▶ _What to produce_: Say how many lines of the material below contain the word "React", with no other words.

▶ _Dataset extract_:
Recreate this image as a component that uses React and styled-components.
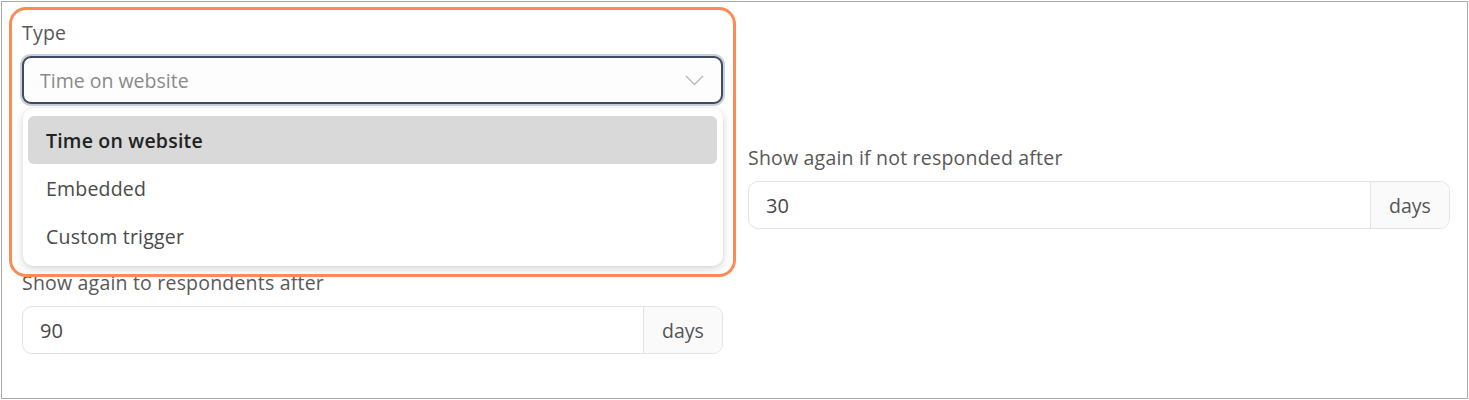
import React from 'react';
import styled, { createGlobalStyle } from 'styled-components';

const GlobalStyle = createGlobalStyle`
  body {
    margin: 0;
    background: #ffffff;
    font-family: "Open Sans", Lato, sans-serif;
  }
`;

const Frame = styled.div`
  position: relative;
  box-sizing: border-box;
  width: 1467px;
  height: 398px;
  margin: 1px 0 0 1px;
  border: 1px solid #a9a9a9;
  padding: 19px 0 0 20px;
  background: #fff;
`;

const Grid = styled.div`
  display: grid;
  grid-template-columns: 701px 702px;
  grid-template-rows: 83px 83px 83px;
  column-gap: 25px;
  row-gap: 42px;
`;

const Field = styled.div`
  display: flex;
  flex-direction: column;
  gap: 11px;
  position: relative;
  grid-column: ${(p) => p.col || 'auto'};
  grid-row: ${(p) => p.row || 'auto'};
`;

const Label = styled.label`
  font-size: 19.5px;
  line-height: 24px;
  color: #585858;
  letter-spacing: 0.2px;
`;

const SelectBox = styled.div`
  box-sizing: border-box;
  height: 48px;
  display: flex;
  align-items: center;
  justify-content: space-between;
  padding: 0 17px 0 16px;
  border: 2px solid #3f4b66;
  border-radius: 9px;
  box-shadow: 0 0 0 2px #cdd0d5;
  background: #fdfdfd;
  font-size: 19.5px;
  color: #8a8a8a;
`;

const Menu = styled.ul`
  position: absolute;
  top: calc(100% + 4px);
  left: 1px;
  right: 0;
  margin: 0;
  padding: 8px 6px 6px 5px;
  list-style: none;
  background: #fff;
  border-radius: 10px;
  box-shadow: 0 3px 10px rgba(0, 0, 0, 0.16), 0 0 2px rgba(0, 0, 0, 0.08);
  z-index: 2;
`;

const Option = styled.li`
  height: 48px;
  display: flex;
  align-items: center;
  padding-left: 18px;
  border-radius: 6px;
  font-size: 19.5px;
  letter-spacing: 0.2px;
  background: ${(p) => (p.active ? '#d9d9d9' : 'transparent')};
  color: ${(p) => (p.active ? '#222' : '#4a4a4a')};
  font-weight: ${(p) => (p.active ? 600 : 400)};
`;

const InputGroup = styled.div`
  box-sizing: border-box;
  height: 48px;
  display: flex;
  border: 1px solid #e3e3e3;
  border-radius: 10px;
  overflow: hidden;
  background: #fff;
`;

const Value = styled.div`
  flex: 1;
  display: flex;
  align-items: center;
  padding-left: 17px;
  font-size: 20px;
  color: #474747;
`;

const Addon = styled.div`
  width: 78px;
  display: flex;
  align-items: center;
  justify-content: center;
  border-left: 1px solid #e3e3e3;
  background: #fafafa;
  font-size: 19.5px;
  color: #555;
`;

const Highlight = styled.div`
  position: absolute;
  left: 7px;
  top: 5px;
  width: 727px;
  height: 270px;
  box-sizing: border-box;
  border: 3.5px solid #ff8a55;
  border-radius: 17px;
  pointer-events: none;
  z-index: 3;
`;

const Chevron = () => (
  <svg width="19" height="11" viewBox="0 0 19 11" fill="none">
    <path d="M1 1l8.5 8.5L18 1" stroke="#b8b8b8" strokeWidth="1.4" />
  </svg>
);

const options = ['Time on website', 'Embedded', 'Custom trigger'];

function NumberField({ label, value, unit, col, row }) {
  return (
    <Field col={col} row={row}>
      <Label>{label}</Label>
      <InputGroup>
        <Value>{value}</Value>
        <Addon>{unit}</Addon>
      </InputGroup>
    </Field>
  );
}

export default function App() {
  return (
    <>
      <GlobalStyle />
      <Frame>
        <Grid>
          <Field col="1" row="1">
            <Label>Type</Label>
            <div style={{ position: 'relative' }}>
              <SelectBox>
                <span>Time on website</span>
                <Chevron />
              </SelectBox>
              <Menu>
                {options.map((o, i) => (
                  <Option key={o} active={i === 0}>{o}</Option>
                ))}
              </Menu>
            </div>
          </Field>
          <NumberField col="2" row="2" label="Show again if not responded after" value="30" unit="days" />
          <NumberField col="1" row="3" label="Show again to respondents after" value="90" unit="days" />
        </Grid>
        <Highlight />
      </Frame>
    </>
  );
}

▶ _The solution_: 2